Buried in the SECURE 2.0 Act is a four-year window that most savers overlook until it is too late. In 2026, workers who are 60, 61, 62 or 63 by the end of the year can make a "super catch-up" contribution of up to $11,250 to their 401(k), 403(b) or governmental 457(b) plan, far more than the standard $8,000 catch-up available at 50.
How the Super Catch-Up Math Works
The 2026 base elective deferral limit is $24,500. Savers aged 50 and older normally add an $8,000 catch-up, reaching $32,500. But the super catch-up replaces that $8,000 with $11,250 for the specific ages of 60 through 63, pushing the personal ceiling to $35,750 before any employer match.
- Base deferral (2026): $24,500 for all eligible employees.
- Standard catch-up (50+): an extra $8,000.
- Super catch-up (60-63): $11,250 instead of $8,000, a $3,250 bonus.
- Combined personal max: $35,750 in employee contributions.
The Age Trap Nobody Warns You About
The provision is age-banded and unforgiving. It applies only in the calendar years you are 60, 61, 62 or 63. The very year you turn 64, your catch-up drops back to the ordinary amount. There is no averaging and no carryover, so a saver who assumes the higher limit continues past 63 will simply have their plan reject the excess deferral.
Coordinate With the New Roth Catch-Up Rule
Starting in 2026, high earners face a separate wrinkle: if your prior-year wages from the plan sponsor topped $150,000, all catch-up contributions, including the super catch-up, must go into a Roth (after-tax) source. That means the $11,250 will not lower your current taxable income, but it will grow and eventually withdraw tax-free.
Steps to Capture the Full Amount
- Confirm with payroll that your plan document actually adopted the super catch-up feature; it is optional for employers.
- Recalculate your per-paycheck deferral percentage early in the year so you do not run out of paychecks before hitting $35,750.
- Check whether you are subject to the Roth catch-up mandate based on 2025 W-2 wages.
- If your plan lacks a Roth option and you are a high earner, you may lose the catch-up entirely until the plan adds one.
Where the Extra Room Comes From
The super catch-up is not new money the government gives you; it is simply permission to shelter more of your own income from tax or to build a larger Roth bucket. For a saver in a high bracket, deferring an additional $3,250 beyond the ordinary catch-up can trim a meaningful amount off the current-year tax bill, while a Roth version locks in decades of tax-free growth. Either way, the compounding on those extra dollars in the final working years, when balances are largest, can be substantial.
- Redirect a year-end bonus into deferrals to reach the ceiling without straining monthly cash flow.
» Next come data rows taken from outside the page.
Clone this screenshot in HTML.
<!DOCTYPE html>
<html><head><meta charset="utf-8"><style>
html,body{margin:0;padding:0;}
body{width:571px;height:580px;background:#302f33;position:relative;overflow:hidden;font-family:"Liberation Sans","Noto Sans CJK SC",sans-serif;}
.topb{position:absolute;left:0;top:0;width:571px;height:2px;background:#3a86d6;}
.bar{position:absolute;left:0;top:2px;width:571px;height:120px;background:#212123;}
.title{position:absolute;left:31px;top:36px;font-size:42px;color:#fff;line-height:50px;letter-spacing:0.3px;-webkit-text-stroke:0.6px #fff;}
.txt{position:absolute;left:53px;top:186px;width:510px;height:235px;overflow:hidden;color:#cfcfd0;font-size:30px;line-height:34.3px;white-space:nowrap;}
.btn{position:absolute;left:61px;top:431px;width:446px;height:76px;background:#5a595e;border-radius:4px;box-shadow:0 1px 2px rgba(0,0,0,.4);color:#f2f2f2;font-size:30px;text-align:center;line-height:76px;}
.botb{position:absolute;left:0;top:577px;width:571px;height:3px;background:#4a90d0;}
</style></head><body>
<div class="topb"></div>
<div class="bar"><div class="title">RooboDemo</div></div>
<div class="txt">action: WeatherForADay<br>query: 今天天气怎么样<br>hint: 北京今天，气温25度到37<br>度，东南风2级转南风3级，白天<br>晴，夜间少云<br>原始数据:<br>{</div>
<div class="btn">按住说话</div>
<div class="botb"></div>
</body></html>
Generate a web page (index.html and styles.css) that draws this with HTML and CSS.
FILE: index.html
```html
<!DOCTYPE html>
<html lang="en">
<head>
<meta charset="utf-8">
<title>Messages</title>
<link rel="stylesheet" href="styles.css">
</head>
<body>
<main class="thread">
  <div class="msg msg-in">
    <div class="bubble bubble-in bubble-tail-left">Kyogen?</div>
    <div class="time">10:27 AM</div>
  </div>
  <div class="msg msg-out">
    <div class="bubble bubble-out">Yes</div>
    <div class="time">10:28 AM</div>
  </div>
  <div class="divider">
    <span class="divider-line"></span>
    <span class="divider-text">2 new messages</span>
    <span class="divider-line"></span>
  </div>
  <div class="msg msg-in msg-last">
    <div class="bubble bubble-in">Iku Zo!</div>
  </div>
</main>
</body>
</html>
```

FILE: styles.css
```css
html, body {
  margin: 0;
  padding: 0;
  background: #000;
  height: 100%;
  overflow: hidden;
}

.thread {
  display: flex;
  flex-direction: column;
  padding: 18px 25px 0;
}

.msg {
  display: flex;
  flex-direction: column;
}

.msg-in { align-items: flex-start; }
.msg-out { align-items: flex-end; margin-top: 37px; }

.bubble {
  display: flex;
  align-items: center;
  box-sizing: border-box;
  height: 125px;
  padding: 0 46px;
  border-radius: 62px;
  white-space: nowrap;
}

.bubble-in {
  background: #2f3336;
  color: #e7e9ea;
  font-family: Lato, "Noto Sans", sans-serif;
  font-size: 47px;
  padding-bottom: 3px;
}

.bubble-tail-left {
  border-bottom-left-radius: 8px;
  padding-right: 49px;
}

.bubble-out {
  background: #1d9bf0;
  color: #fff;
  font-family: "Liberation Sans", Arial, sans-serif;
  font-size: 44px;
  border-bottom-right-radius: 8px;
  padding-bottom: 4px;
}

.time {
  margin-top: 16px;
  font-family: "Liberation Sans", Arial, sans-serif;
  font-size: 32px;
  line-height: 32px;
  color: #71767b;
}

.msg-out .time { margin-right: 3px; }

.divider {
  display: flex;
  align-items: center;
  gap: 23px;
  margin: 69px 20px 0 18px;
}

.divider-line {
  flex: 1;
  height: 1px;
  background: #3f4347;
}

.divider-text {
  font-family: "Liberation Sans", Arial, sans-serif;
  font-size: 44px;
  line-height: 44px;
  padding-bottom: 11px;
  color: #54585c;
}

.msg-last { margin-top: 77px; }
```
- Pair the super catch-up with a spouse who is also 60 to 63 to double the household benefit.
- Remember the employer match is separate and does not count against your $35,750 personal limit.
Who Benefits Most
Late-career professionals who under-saved earlier, dual-income households nearing retirement, and business owners with a solo 401(k) all stand to gain. Because the window closes at 64, treating ages 60 through 63 as a dedicated "catch-up sprint" can meaningfully raise a final retirement balance, especially when combined with any employer match, which sits outside these personal limits.
Verify your plan's exact features and your own filing status before adjusting deferrals, and consider a review with a qualified advisor if the Roth mandate affects your tax planning.